[Start of SUPPLIED MATERIAL]
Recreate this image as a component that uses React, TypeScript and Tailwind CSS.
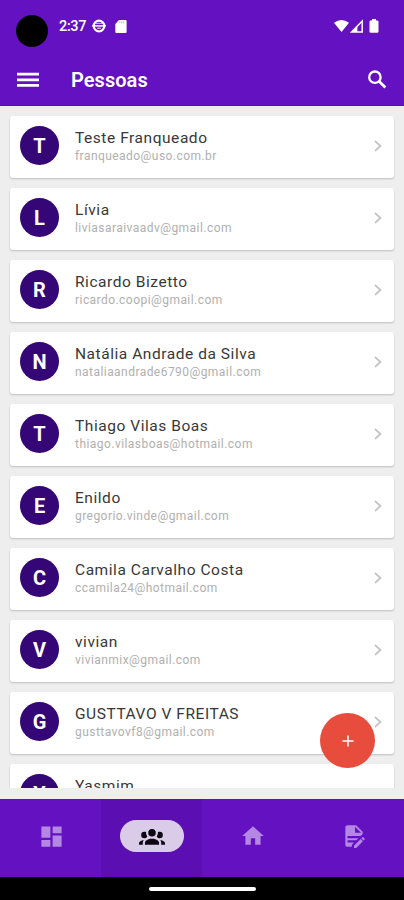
import React from "react";
import { MdDashboard, MdHome } from "react-icons/md";

type Person = { name: string; email?: string };

const people: Person[] = [
  { name: "Teste Franqueado", email: "franqueado@uso.com.br" },
  { name: "Lívia", email: "liviasaraivaadv@gmail.com" },
  { name: "Ricardo Bizetto", email: "ricardo.coopi@gmail.com" },
  { name: "Natália Andrade da Silva", email: "nataliaandrade6790@gmail.com" },
  { name: "Thiago Vilas Boas", email: "thiago.vilasboas@hotmail.com" },
  { name: "Enildo", email: "gregorio.vinde@gmail.com" },
  { name: "Camila Carvalho Costa", email: "ccamila24@hotmail.com" },
  { name: "vivian", email: "vivianmix@gmail.com" },
  { name: "GUSTTAVO V FREITAS", email: "gusttavovf8@gmail.com" },
  { name: "Yasmim" },
];

function StatusBar() {
  return (
    <div className="flex h-[53px] items-start text-white">
      <div className="ml-4 mt-[15px] size-8 rounded-full bg-black" />
      <span className="ml-[11px] mt-[17px] text-[14.5px] font-medium leading-5 tracking-[-0.35px]">2:37</span>
      <svg className="ml-[6px] mt-[19px] size-[14px]" viewBox="0 0 14 14" fill="none" stroke="currentColor">
        <circle cx="7" cy="7" r="5.3" strokeWidth="2.2" />
        <path d="M0.2 6.9h13.6" strokeWidth="1.5" />
        <path d="M3.4 4.3h7.2" strokeWidth="0.8" />
        <path d="M5 9.2h4" strokeWidth="0.9" />
      </svg>
      <svg className="ml-[9px] mt-5 h-[13px] w-3" viewBox="0 0 12 13" fill="currentColor">
        <path d="M4 0h6.6a1 1 0 0 1 1 1v11a1 1 0 0 1-1 1H1.3a1 1 0 0 1-1-1V4z" />
        <path d="M4.8 1.6v1.6M6.8 1.6v1.6M8.8 1.6v1.6" stroke="#6411c1" strokeWidth="0.4" />
      </svg>
      <svg className="ml-auto mt-5 h-3 w-[15px]" viewBox="0 0 15 12" fill="currentColor">
        <path d="M0 2.8Q7.5-2.6 15 2.8L7.5 12z" />
      </svg>
      <svg className="ml-[1px] mt-[19px] h-[14px] w-[13px]" viewBox="0 0 13 14">
        <path d="M1.6 13 12.2 2v11z" fill="none" stroke="white" strokeWidth="1.5" />
        <path d="M1.6 13 7.4 7v6z" fill="white" />
      </svg>
      <svg className="ml-[6px] mr-[25px] mt-[19px] h-[14px] w-[10px]" viewBox="0 0 10 14" fill="currentColor">
        <path d="M3 0h4v1.4h1.2A1.3 1.3 0 0 1 9.5 2.7v9.8A1.3 1.3 0 0 1 8.2 13.8H1.8A1.3 1.3 0 0 1 .5 12.5V2.7A1.3 1.3 0 0 1 1.8 1.4H3z" />
      </svg>
    </div>
  );
}

function Header() {
  return (
    <header className="h-[106px] shrink-0 border-b border-[#5b0fb0] bg-[#6411c1]">
      <StatusBar />
      <div className="flex h-[53px] items-center text-white">
        <svg className="ml-[17px] h-4 w-[22px]" viewBox="0 0 22 16" fill="currentColor">
          <path d="M0 .8h22v2.8H0zM0 6.4h22v2.8H0zM0 12h22v2.8H0z" />
        </svg>
        <h1 className="ml-[32px] text-[20px] font-semibold leading-6 tracking-[0.05px]">Pessoas</h1>
        <svg
          className="ml-auto mr-[17px] size-5"
          viewBox="0 0 20 20"
          fill="none"
          stroke="currentColor"
          strokeWidth="2.3"
        >
          <circle cx="7.9" cy="7.2" r="5.7" />
          <path d="M12 11.3 18.4 17.6" strokeWidth="2.8" />
        </svg>
      </div>
    </header>
  );
}

function PersonCard({ person }: { person: Person }) {
  return (
    <li className="flex h-[62px] shrink-0 items-start rounded-[3px] bg-white shadow-[0_1px_2px_rgba(0,0,0,0.2)]">
      <div className="ml-[10px] mt-[10px] flex size-[39px] items-center justify-center rounded-full bg-[#350676] pt-px text-[20px] font-bold text-white">
        {person.name[0].toUpperCase()}
      </div>
      <div className="ml-4 mt-3 flex-1">
        <p className="text-[15.5px] leading-5 tracking-[0.55px] text-[#383838]">{person.name}</p>
        <p className="text-[12px] leading-4 tracking-[0.45px] text-[#b0b0b0]">{person.email}</p>
      </div>
      <svg className="mr-[12px] mt-6 h-3 w-2" viewBox="0 0 8 12" fill="none" stroke="#c6c6c6" strokeWidth="1.8">
        <path d="M1 1l5.4 5L1 11" />
      </svg>
    </li>
  );
}

function BottomNav() {
  return (
    <nav className="grid h-[78px] shrink-0 grid-cols-4 bg-[#6411c1] text-[#b487e2]">
      <div className="flex items-center justify-center pb-1 pl-px">
        <MdDashboard className="size-[27px]" />
      </div>
      <div className="flex items-center justify-center bg-[#5b0eb2] pb-1">
        <div className="flex h-8 w-16 items-center justify-center rounded-full bg-[#dacce9] pl-px text-[#0b0612]">
          <svg className="size-[26px]" viewBox="0 0 24 24" fill="currentColor">
            <path d="M12,5.5A3.5,3.5 0 0,1 15.5,9A3.5,3.5 0 0,1 12,12.5A3.5,3.5 0 0,1 8.5,9A3.5,3.5 0 0,1 12,5.5M5,8C5.56,8 6.08,8.15 6.53,8.42C6.38,9.85 6.8,11.27 7.66,12.38C7.16,13.34 6.16,14 5,14A3,3 0 0,1 2,11A3,3 0 0,1 5,8M19,8A3,3 0 0,1 22,11A3,3 0 0,1 19,14C17.84,14 16.84,13.34 16.34,12.38C17.2,11.27 17.62,9.85 17.47,8.42C17.92,8.15 18.44,8 19,8M5.5,18.25C5.5,16.18 8.41,14.5 12,14.5C15.59,14.5 18.5,16.18 18.5,18.25V20H5.5V18.25M0,20V18.5C0,17.11 1.89,15.94 4.45,15.6C3.86,16.28 3.5,17.22 3.5,18.25V20H0M24,20H20.5V18.25C20.5,17.22 20.14,16.28 19.55,15.6C22.11,15.94 24,17.11 24,18.5V20Z" />
          </svg>
        </div>
      </div>
      <div className="flex items-center justify-center pb-1">
        <MdHome className="size-[26px]" />
      </div>
      <div className="flex items-center justify-center pb-1">
        <svg className="size-[26px]" viewBox="0 0 24 24" fill="currentColor">
          <path d="M6,2C4.89,2 4,2.9 4,4V20A2,2 0 0,0 6,22H10V20.09L12.09,18H6V16H14.09L16.09,14H6V12H18.09L20,10.09V8L14,2H6M13,3.5L18.5,9H13V3.5M20.15,13C20,13 19.86,13.05 19.75,13.16L18.73,14.18L20.82,16.26L21.84,15.25C22.05,15.03 22.05,14.67 21.84,14.46L20.54,13.16C20.43,13.05 20.29,13 20.15,13M18.14,14.77L12,20.92V23H14.08L20.23,16.85L18.14,14.77Z" />
        </svg>
      </div>
    </nav>
  );
}

export default function App() {
  return (
    <div className="relative flex h-[900px] w-[404px] flex-col overflow-hidden bg-[#eeeeee] font-[Roboto,sans-serif]">
      <Header />
      <main className="mb-[11px] h-[682px] shrink-0 overflow-hidden">
        <ul className="flex flex-col gap-[10px] px-[10px] pt-[10px]">
          {people.map((person) => (
            <PersonCard key={person.name} person={person} />
          ))}
        </ul>
      </main>
      <BottomNav />
      <div className="flex h-[23px] shrink-0 items-center justify-center bg-black">
        <div className="h-1 w-[107px] rounded-full bg-white" />
      </div>
      <button
        aria-label="Adicionar"
        className="absolute left-[320px] top-[713px] flex size-[55px] items-center justify-center rounded-full bg-[#e84c3d]"
      >
        <svg className="size-3" viewBox="0 0 12 12" stroke="white" strokeWidth="1.5">
          <path d="M6 0.5v11M0.5 6h11" />
        </svg>
      </button>
    </div>
  );
}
[End of SUPPLIED MATERIAL]
## PROBLEM DETAILS
Repeat, with no pictures, each line from the beginning of the data through the line containing "string; email?: string", inclusive.

## SOLUTION
Recreate this image as a component that uses React, TypeScript and Tailwind CSS.
import React from "react";
import { MdDashboard, MdHome } from "react-icons/md";

type Person = { name: string; email?: string };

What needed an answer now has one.